Partiamo dalla copertina: un curioso animale che ha le vaghe sembianze di un felino su sfondo arancione. Quel titolo: "Monster". Avevano promesso un album rock, ed è di rock che si nutrono le tracce di questo ruspante e vigoroso album, assorbendo un po' di tutto: grunge, hard rock, psichedelia, persino soul. La voce di Michael Stipe è sempre la stessa, ma il sound del gruppo è mutato abbastanza da restare sorpresi. Non più l'intimismo barocco e sognante di "Automatic For The People": abbandonati del tutto gli arrangiamenti fantasiosi ed eclettici di quell'album, ciò che rimane è un solido scheletro rock. E i R.E.M, sorpresa sorpresa, dimostrano anche di saperci fare.

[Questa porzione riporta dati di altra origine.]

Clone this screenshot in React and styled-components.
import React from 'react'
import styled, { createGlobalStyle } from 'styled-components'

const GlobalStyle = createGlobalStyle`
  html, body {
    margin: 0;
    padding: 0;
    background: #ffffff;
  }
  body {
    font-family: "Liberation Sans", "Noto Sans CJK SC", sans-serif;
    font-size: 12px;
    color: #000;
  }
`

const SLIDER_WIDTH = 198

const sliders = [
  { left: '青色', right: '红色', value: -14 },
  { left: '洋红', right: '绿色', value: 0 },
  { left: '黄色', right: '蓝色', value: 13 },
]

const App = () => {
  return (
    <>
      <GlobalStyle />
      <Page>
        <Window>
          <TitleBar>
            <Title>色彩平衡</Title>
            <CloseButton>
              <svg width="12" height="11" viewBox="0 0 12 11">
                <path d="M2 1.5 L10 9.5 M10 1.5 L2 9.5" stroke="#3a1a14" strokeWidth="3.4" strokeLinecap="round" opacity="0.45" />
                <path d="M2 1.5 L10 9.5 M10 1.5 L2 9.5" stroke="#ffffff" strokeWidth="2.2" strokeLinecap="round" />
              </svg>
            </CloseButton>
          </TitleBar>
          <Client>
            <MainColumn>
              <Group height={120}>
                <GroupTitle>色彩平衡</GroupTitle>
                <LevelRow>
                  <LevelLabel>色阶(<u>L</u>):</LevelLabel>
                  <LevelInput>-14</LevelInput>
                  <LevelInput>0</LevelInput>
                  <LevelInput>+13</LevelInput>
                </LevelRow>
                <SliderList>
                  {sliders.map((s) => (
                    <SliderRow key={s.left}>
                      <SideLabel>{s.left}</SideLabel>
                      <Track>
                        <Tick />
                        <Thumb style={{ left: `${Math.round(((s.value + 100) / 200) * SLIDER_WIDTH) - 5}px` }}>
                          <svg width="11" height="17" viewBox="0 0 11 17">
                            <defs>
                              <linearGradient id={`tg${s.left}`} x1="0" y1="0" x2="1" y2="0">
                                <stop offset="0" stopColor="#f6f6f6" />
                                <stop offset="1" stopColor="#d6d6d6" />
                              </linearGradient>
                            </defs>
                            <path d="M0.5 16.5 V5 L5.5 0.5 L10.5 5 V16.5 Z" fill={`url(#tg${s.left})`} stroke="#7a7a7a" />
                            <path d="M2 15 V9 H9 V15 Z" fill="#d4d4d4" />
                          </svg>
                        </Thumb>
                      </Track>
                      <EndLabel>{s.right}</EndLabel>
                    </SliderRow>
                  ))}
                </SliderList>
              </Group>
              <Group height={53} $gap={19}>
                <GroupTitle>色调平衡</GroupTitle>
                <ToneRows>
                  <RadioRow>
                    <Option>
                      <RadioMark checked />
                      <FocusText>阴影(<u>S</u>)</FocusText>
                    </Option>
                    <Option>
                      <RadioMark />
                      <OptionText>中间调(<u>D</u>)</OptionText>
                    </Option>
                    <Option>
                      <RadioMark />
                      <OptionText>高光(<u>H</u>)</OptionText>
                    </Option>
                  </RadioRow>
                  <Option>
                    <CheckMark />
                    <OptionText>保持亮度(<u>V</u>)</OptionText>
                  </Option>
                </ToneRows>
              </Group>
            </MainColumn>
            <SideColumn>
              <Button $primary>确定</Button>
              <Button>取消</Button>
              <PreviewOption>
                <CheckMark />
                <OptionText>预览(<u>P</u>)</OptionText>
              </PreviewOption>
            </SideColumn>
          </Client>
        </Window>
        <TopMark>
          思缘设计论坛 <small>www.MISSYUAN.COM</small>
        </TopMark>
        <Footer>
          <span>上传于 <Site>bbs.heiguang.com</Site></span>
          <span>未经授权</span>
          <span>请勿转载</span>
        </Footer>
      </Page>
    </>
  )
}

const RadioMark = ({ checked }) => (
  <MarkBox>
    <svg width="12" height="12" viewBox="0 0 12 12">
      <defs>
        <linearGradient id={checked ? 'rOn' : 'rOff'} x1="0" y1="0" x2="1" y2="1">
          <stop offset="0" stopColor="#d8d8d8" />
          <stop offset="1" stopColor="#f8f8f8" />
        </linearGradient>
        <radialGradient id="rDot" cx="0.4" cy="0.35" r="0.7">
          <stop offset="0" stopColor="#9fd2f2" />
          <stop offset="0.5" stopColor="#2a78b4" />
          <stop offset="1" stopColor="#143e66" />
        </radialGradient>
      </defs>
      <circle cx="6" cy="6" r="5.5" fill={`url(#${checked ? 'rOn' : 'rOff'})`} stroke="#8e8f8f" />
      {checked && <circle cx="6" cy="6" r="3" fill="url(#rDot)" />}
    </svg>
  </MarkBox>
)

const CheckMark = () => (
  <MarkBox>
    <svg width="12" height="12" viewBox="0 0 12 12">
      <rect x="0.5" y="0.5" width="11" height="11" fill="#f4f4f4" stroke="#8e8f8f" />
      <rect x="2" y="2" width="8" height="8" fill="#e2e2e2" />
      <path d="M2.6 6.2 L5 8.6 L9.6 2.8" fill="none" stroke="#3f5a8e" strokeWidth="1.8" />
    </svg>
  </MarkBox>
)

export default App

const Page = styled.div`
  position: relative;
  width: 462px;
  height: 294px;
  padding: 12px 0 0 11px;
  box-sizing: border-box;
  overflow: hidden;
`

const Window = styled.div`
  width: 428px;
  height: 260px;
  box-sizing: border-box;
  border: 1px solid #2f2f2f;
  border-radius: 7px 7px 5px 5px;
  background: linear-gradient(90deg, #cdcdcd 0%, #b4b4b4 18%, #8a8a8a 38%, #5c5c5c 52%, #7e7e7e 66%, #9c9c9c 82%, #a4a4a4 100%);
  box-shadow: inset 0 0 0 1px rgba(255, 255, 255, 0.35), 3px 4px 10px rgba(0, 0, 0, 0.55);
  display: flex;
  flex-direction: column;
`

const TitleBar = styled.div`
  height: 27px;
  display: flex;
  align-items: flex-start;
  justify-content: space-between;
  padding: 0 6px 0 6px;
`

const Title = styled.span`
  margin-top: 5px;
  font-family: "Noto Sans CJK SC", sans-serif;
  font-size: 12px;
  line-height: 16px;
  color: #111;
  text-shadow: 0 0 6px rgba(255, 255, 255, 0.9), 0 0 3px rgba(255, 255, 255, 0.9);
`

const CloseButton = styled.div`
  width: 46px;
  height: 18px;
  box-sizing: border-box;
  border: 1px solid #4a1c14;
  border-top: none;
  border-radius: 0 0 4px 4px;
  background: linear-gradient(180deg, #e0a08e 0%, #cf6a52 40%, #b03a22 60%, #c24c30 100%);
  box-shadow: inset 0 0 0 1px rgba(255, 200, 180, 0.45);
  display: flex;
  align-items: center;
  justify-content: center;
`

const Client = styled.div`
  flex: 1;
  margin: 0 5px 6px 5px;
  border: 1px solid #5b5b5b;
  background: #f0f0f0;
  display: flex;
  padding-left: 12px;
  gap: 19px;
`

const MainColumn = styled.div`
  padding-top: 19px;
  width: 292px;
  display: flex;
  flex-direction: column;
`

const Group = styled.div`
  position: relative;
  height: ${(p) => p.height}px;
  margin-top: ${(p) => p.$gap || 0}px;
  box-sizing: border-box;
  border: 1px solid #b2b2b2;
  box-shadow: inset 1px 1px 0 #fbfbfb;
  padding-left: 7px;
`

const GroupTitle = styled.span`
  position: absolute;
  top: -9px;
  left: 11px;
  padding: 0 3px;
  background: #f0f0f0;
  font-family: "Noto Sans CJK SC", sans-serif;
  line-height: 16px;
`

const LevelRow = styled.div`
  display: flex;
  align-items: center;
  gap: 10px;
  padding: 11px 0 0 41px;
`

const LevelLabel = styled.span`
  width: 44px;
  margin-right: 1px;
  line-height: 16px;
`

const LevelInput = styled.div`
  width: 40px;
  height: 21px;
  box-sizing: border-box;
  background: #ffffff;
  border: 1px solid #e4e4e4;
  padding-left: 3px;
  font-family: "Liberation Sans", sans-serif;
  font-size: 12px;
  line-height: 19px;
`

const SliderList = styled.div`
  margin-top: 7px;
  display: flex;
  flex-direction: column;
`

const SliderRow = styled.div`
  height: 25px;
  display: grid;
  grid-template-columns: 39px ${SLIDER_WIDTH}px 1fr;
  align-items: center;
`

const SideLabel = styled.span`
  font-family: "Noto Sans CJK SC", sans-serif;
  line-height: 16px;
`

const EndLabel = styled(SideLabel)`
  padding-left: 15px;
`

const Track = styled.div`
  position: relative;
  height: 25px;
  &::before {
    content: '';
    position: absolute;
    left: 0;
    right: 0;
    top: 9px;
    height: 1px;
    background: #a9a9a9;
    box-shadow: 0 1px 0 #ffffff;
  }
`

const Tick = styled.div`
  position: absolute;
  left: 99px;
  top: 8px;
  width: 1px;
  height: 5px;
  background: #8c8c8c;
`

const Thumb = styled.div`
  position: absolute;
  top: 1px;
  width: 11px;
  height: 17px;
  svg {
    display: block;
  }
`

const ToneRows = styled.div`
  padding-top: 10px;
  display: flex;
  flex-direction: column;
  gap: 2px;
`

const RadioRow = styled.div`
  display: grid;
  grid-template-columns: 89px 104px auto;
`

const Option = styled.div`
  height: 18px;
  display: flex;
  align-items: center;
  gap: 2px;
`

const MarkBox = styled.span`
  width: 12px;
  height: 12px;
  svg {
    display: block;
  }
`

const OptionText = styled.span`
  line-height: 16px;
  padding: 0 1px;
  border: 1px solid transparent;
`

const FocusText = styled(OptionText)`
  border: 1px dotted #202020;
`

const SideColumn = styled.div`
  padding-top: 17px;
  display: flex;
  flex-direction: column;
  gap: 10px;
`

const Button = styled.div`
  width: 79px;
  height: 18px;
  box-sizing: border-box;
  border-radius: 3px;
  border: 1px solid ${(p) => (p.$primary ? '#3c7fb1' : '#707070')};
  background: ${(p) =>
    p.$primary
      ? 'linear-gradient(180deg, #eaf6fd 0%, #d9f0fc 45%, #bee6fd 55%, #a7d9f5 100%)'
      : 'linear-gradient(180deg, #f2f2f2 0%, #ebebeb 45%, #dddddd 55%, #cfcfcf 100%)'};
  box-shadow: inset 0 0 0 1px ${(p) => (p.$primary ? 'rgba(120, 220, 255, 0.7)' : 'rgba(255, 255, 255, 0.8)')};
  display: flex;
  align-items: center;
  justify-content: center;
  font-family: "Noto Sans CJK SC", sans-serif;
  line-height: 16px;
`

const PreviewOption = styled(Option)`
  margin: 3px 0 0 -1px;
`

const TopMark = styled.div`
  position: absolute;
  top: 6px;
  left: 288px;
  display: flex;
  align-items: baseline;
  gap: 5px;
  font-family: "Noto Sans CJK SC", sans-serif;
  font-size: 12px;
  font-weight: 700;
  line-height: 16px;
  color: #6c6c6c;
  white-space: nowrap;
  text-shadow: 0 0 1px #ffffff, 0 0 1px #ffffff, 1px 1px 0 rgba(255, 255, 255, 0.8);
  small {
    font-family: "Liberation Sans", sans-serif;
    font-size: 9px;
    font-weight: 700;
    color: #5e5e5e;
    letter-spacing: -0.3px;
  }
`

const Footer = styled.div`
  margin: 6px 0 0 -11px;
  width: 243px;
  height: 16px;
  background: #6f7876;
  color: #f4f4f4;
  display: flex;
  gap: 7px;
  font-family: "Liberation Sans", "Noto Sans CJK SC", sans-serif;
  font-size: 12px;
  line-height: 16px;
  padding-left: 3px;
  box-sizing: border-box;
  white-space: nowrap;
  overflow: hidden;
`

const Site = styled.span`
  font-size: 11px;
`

L'anthem di turno non può che essere "What's The Frequency, Kenneth?": distorsioni, ritmo incalzante, tremolio psichedelico e le solite liriche "arty" di Stipe trasformano la canzone in un singolo di successo. Incertezza, apatia, rabbia: tutto ciò è ben in mostra nella canzone, e in effetti procedendo nell'ascolto ci si rende conto di come l'album si trasformi man mano in un contenitore di umori sempre più cupi: l'hard-glam ombroso e decadente di "Crush With Eyeliner" (con la partecipazione di Thurston Moore), dove le strofe vedono protagonisti la voce filtrata di Stipe e il tremolo tetro e minaccioso di Buck, il bizzarro e decisamente fuori luogo synth-pop rivestito di chitarre di "King Of Comedy", la rampante cavalcata a tutto gas di "Star 69" e la depressa ballata soul "Strange Currencies" (quasi un clone di "Everybody Hurts") sono tutte intrise della malinconia che accompagna la produzione del gruppo fin dagli esordi, ma qualcosa è cambiato: le liriche di Stipe adottano la stessa tecnica quasi collagistica evidenziata negli anni precedenti, ma qui il suo approccio è molto più in linea con il sarcasmo e l'ironia "hip" degli anni '90, fino a rendersi quasi cinico e minaccioso nell'ossessiva "I Took Your Name" (paranoica digressione sul furto d'identità) nella doorsiana "Circus Envy" e nella morbosa fantasia voyeuristica intrisa di sonorità orientaleggianti di "You". La commossa e distorta elegia elettrica di "Let Me In" è invece dedicata a Kurt Cobain, grande amico di Stipe e ammiratore della band.

Come dire: un restyling in piena regola, peraltro riuscitissimo. Nei '90 andava di moda per i mostri sacri degli anni '80: così gli U2 con le loro infatuazioni techno-industrial, così i R.E.M con le loro sbandate rock. In entrambi i casi, considero i risultati più che buoni, e così una sorpresa come questo "Monster" mi è assolutamente gradita. Potenza del rock, o potenza di una band capace di reinventarsi e rimettersi in discussione? Un album di rottura, col proprio passato innazitutto, all'ascolto del quale molti hanno storto il naso, ma al quale bisognerà riservare più di un cenno quando i R.E.M saranno ormai una reliquia (fra circa venti anni, più o meno, a partire da adesso).